-- start Data --

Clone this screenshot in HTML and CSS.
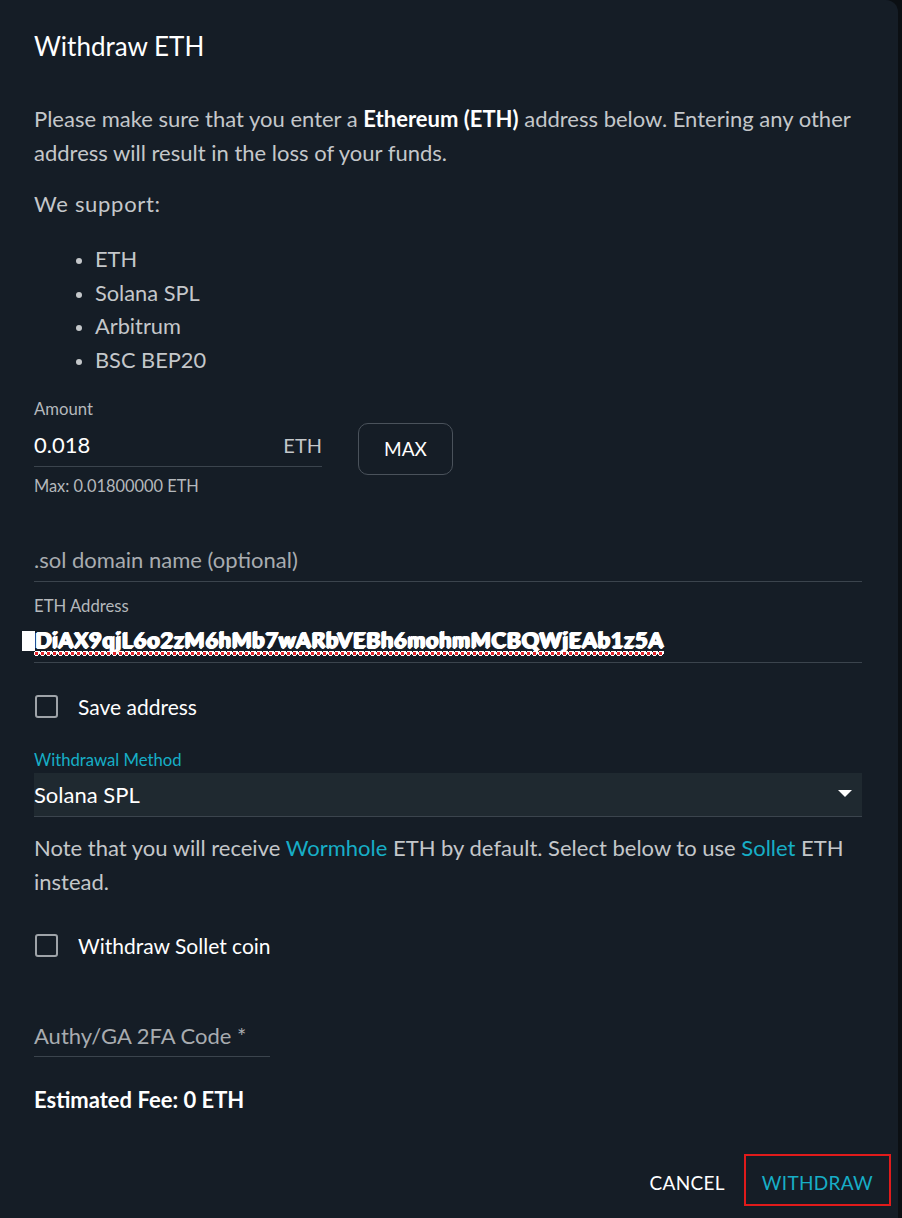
FILE: index.html
```html
<!DOCTYPE html>
<html lang="en">
<head>
<meta charset="utf-8">
<title>Withdraw ETH</title>
<link rel="stylesheet" href="styles.css">
</head>
<body>
<div class="dialog">
  <div class="content">
    <h2 class="title">Withdraw ETH</h2>
    <p class="text intro">Please make sure that you enter a <strong>Ethereum (ETH)</strong> address below. Entering any other address will result in the loss of your funds.</p>
    <p class="text support">We support:</p>
    <ul class="list">
      <li>ETH</li>
      <li>Solana SPL</li>
      <li>Arbitrum</li>
      <li>BSC BEP20</li>
    </ul>

    <div class="amount-row">
      <div class="amount-col">
        <div class="label">Amount</div>
        <div class="field amount-field">
          <span class="value">0.018</span>
          <span class="unit">ETH</span>
        </div>
        <div class="helper">Max: 0.01800000 ETH</div>
      </div>
      <button class="max-btn">MAX</button>
    </div>

    <div class="field domain-field"><span class="placeholder">.sol domain name (optional)</span></div>

    <div class="label addr-label">ETH Address</div>
    <div class="field addr-field"><span class="addr">DiAX9qjL6o2zM6hMb7wARbVEBh6mohmMCBQWjEAb1z5A</span></div>

    <label class="check save-check"><span class="box"></span><span>Save address</span></label>

    <div class="label method-label">Withdrawal Method</div>
    <div class="select">
      <span>Solana SPL</span>
      <svg class="caret" width="14" height="8" viewBox="0 0 14 8"><path d="M0 0 L14 0 L7 7 Z" fill="#ffffff"/></svg>
    </div>

    <p class="text note">Note that you will receive <span class="link">Wormhole</span> ETH by default. Select below to use <span class="link">Sollet</span> ETH instead.</p>

    <label class="check sollet-check"><span class="box"></span><span>Withdraw Sollet coin</span></label>

    <div class="field code-field"><span class="placeholder">Authy/GA 2FA Code *</span></div>

    <div class="fee">Estimated Fee: 0 ETH</div>
  </div>
  <div class="actions">
    <button class="btn cancel">CANCEL</button>
    <button class="btn withdraw">WITHDRAW</button>
  </div>
</div>
</body>
</html>
```

FILE: styles.css
```css
html, body {
  margin: 0;
  padding: 0;
  background: #0b0f13;
}
body {
  font-family: Lato, "Noto Sans", sans-serif;
  width: 902px;
  height: 1218px;
  overflow: hidden;
}
.dialog {
  width: 898px;
  min-height: 1240px;
  background: #151d26;
  border-radius: 0 12px 0 0;
  box-sizing: border-box;
  padding-top: 30px;
}
.content {
  padding: 0 36px 0 34px;
}
.title {
  margin: 0;
  font-size: 26px;
  line-height: 32px;
  font-weight: 400;
  color: #ffffff;
}
.text {
  margin: 0;
  font-size: 22px;
  line-height: 34px;
  color: #c4c7ca;
}
.text strong {
  color: #ffffff;
  font-weight: 700;
}
.intro {
  margin-top: 40px;
}
.support {
  margin-top: 17px;
  letter-spacing: 0.7px;
}
.list {
  margin: 21px 0 0 0;
  padding-left: 61px;
  font-size: 21.8px;
  line-height: 33.7px;
  color: #c4c7ca;
}
.list li::marker {
  font-size: 18px;
}
.amount-row {
  display: flex;
  align-items: flex-start;
  gap: 36px;
  margin-top: 23px;
}
.amount-col {
  width: 288px;
}
.label {
  font-size: 16.7px;
  line-height: 18px;
  color: #b4b8bc;
}
.field {
  display: flex;
  align-items: center;
  justify-content: space-between;
  font-size: 22px;
  line-height: 28px;
  border-bottom: 1px solid #3b444d;
}
.amount-field {
  margin-top: 13px;
  padding-bottom: 7px;
}
.amount-field .value {
  color: #ffffff;
}
.amount-field .unit {
  color: #c4c7ca;
  font-size: 20px;
}
.helper {
  margin-top: 10px;
  font-size: 16.4px;
  line-height: 18px;
  color: #b4b8bc;
}
.max-btn {
  margin-top: 23px;
  width: 95px;
  height: 52px;
  background: transparent;
  border: 1px solid #4a525b;
  border-radius: 10px;
  color: #ffffff;
  font-family: Lato, "Noto Sans", sans-serif;
  font-size: 19px;
}
.placeholder {
  color: #a8acb0;
}
.domain-field {
  margin-top: 51px;
  padding-bottom: 7px;
}
.addr-label {
  margin-top: 15px;
}
.addr-field {
  margin-top: 11px;
  padding-bottom: 8px;
  justify-content: flex-start;
}
.addr {
  color: #ffffff;
  font-size: 21px;
  letter-spacing: 1.3px;
  text-decoration: underline dotted #e0242a 3px;
  text-underline-offset: 4px;
  text-shadow: 0 -1px 0 #fff, 0 1px 0 #fff, 1px 0 0 #fff, -1px 0 0 #fff, 2px -1px 0 #fff;
}
.addr::before {
  content: "";
  display: inline-block;
  width: 13px;
  height: 20px;
  background: #ffffff;
  margin-left: -12px;
  vertical-align: -3px;
}
.check {
  display: flex;
  align-items: center;
  gap: 20px;
  font-size: 21px;
  line-height: 28px;
  color: #ffffff;
}
.box {
  box-sizing: border-box;
  width: 23px;
  height: 23px;
  margin-left: 1px;
  border: 2px solid #9ea3a8;
  border-radius: 3px;
}
.save-check {
  margin-top: 30px;
}
.method-label {
  margin-top: 30px;
  color: #17aec6;
}
.select {
  margin-top: 4px;
  height: 44px;
  box-sizing: border-box;
  background: #1f2930;
  border-bottom: 1px solid #3b444d;
  display: flex;
  align-items: center;
  justify-content: space-between;
  padding: 0 10px 0 0;
  font-size: 22px;
  color: #ffffff;
}
.caret {
  display: block;
}
.note {
  margin-top: 14px;
}
.link {
  color: #17aec6;
}
.sollet-check {
  margin-top: 33px;
}
.code-field {
  margin-top: 62px;
  width: 236px;
  padding-bottom: 6px;
}
.fee {
  margin-top: 29px;
  font-size: 22px;
  line-height: 28px;
  font-weight: 700;
  color: #ffffff;
}
.actions {
  display: flex;
  justify-content: flex-end;
  margin-top: 40px;
  padding-right: 7px;
}
.btn {
  height: 52px;
  background: transparent;
  border: 2px solid transparent;
  font-family: Lato, "Noto Sans", sans-serif;
  font-size: 19px;
  letter-spacing: 0.3px;
  padding-top: 7px;
  cursor: pointer;
}
.cancel {
  color: #ffffff;
  padding-left: 17px;
  padding-right: 17px;
}
.withdraw {
  color: #17aec6;
  border-color: #e01b1b;
  padding-left: 16px;
  padding-right: 16px;
}
```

-- end Data --

Work required:
Reproduce each line exactly as it appears, omitting the pictures.

Completed task:
Clone this screenshot in HTML and CSS.
FILE: index.html
```html
<!DOCTYPE html>
<html lang="en">
<head>
<meta charset="utf-8">
<title>Withdraw ETH</title>
<link rel="stylesheet" href="styles.css">
</head>
<body>
<div class="dialog">
  <div class="content">
    <h2 class="title">Withdraw ETH</h2>
    <p class="text intro">Please make sure that you enter a <strong>Ethereum (ETH)</strong> address below. Entering any other address will result in the loss of your funds.</p>
    <p class="text support">We support:</p>
    <ul class="list">
      <li>ETH</li>
      <li>Solana SPL</li>
      <li>Arbitrum</li>
      <li>BSC BEP20</li>
    </ul>

    <div class="amount-row">
      <div class="amount-col">
        <div class="label">Amount</div>
        <div class="field amount-field">
          <span class="value">0.018</span>
          <span class="unit">ETH</span>
        </div>
        <div class="helper">Max: 0.01800000 ETH</div>
      </div>
      <button class="max-btn">MAX</button>
    </div>

    <div class="field domain-field"><span class="placeholder">.sol domain name (optional)</span></div>

    <div class="label addr-label">ETH Address</div>
    <div class="field addr-field"><span class="addr">DiAX9qjL6o2zM6hMb7wARbVEBh6mohmMCBQWjEAb1z5A</span></div>

    <label class="check save-check"><span class="box"></span><span>Save address</span></label>

    <div class="label method-label">Withdrawal Method</div>
    <div class="select">
      <span>Solana SPL</span>
      <svg class="caret" width="14" height="8" viewBox="0 0 14 8"><path d="M0 0 L14 0 L7 7 Z" fill="#ffffff"/></svg>
    </div>

    <p class="text note">Note that you will receive <span class="link">Wormhole</span> ETH by default. Select below to use <span class="link">Sollet</span> ETH instead.</p>

    <label class="check sollet-check"><span class="box"></span><span>Withdraw Sollet coin</span></label>

    <div class="field code-field"><span class="placeholder">Authy/GA 2FA Code *</span></div>

    <div class="fee">Estimated Fee: 0 ETH</div>
  </div>
  <div class="actions">
    <button class="btn cancel">CANCEL</button>
    <button class="btn withdraw">WITHDRAW</button>
  </div>
</div>
</body>
</html>
```

FILE: styles.css
```css
html, body {
  margin: 0;
  padding: 0;
  background: #0b0f13;
}
body {
  font-family: Lato, "Noto Sans", sans-serif;
  width: 902px;
  height: 1218px;
  overflow: hidden;
}
.dialog {
  width: 898px;
  min-height: 1240px;
  background: #151d26;
  border-radius: 0 12px 0 0;
  box-sizing: border-box;
  padding-top: 30px;
}
.content {
  padding: 0 36px 0 34px;
}
.title {
  margin: 0;
  font-size: 26px;
  line-height: 32px;
  font-weight: 400;
  color: #ffffff;
}
.text {
  margin: 0;
  font-size: 22px;
  line-height: 34px;
  color: #c4c7ca;
}
.text strong {
  color: #ffffff;
  font-weight: 700;
}
.intro {
  margin-top: 40px;
}
.support {
  margin-top: 17px;
  letter-spacing: 0.7px;
}
.list {
  margin: 21px 0 0 0;
  padding-left: 61px;
  font-size: 21.8px;
  line-height: 33.7px;
  color: #c4c7ca;
}
.list li::marker {
  font-size: 18px;
}
.amount-row {
  display: flex;
  align-items: flex-start;
  gap: 36px;
  margin-top: 23px;
}
.amount-col {
  width: 288px;
}
.label {
  font-size: 16.7px;
  line-height: 18px;
  color: #b4b8bc;
}
.field {
  display: flex;
  align-items: center;
  justify-content: space-between;
  font-size: 22px;
  line-height: 28px;
  border-bottom: 1px solid #3b444d;
}
.amount-field {
  margin-top: 13px;
  padding-bottom: 7px;
}
.amount-field .value {
  color: #ffffff;
}
.amount-field .unit {
  color: #c4c7ca;
  font-size: 20px;
}
.helper {
  margin-top: 10px;
  font-size: 16.4px;
  line-height: 18px;
  color: #b4b8bc;
}
.max-btn {
  margin-top: 23px;
  width: 95px;
  height: 52px;
  background: transparent;
  border: 1px solid #4a525b;
  border-radius: 10px;
  color: #ffffff;
  font-family: Lato, "Noto Sans", sans-serif;
  font-size: 19px;
}
.placeholder {
  color: #a8acb0;
}
.domain-field {
  margin-top: 51px;
  padding-bottom: 7px;
}
.addr-label {
  margin-top: 15px;
}
.addr-field {
  margin-top: 11px;
  padding-bottom: 8px;
  justify-content: flex-start;
}
.addr {
  color: #ffffff;
  font-size: 21px;
  letter-spacing: 1.3px;
  text-decoration: underline dotted #e0242a 3px;
  text-underline-offset: 4px;
  text-shadow: 0 -1px 0 #fff, 0 1px 0 #fff, 1px 0 0 #fff, -1px 0 0 #fff, 2px -1px 0 #fff;
}
.addr::before {
  content: "";
  display: inline-block;
  width: 13px;
  height: 20px;
  background: #ffffff;
  margin-left: -12px;
  vertical-align: -3px;
}
.check {
  display: flex;
  align-items: center;
  gap: 20px;
  font-size: 21px;
  line-height: 28px;
  color: #ffffff;
}
.box {
  box-sizing: border-box;
  width: 23px;
  height: 23px;
  margin-left: 1px;
  border: 2px solid #9ea3a8;
  border-radius: 3px;
}
.save-check {
  margin-top: 30px;
}
.method-label {
  margin-top: 30px;
  color: #17aec6;
}
.select {
  margin-top: 4px;
  height: 44px;
  box-sizing: border-box;
  background: #1f2930;
  border-bottom: 1px solid #3b444d;
  display: flex;
  align-items: center;
  justify-content: space-between;
  padding: 0 10px 0 0;
  font-size: 22px;
  color: #ffffff;
}
.caret {
  display: block;
}
.note {
  margin-top: 14px;
}
.link {
  color: #17aec6;
}
.sollet-check {
  margin-top: 33px;
}
.code-field {
  margin-top: 62px;
  width: 236px;
  padding-bottom: 6px;
}
.fee {
  margin-top: 29px;
  font-size: 22px;
  line-height: 28px;
  font-weight: 700;
  color: #ffffff;
}
.actions {
  display: flex;
  justify-content: flex-end;
  margin-top: 40px;
  padding-right: 7px;
}
.btn {
  height: 52px;
  background: transparent;
  border: 2px solid transparent;
  font-family: Lato, "Noto Sans", sans-serif;
  font-size: 19px;
  letter-spacing: 0.3px;
  padding-top: 7px;
  cursor: pointer;
}
.cancel {
  color: #ffffff;
  padding-left: 17px;
  padding-right: 17px;
}
.withdraw {
  color: #17aec6;
  border-color: #e01b1b;
  padding-left: 16px;
  padding-right: 16px;
}
```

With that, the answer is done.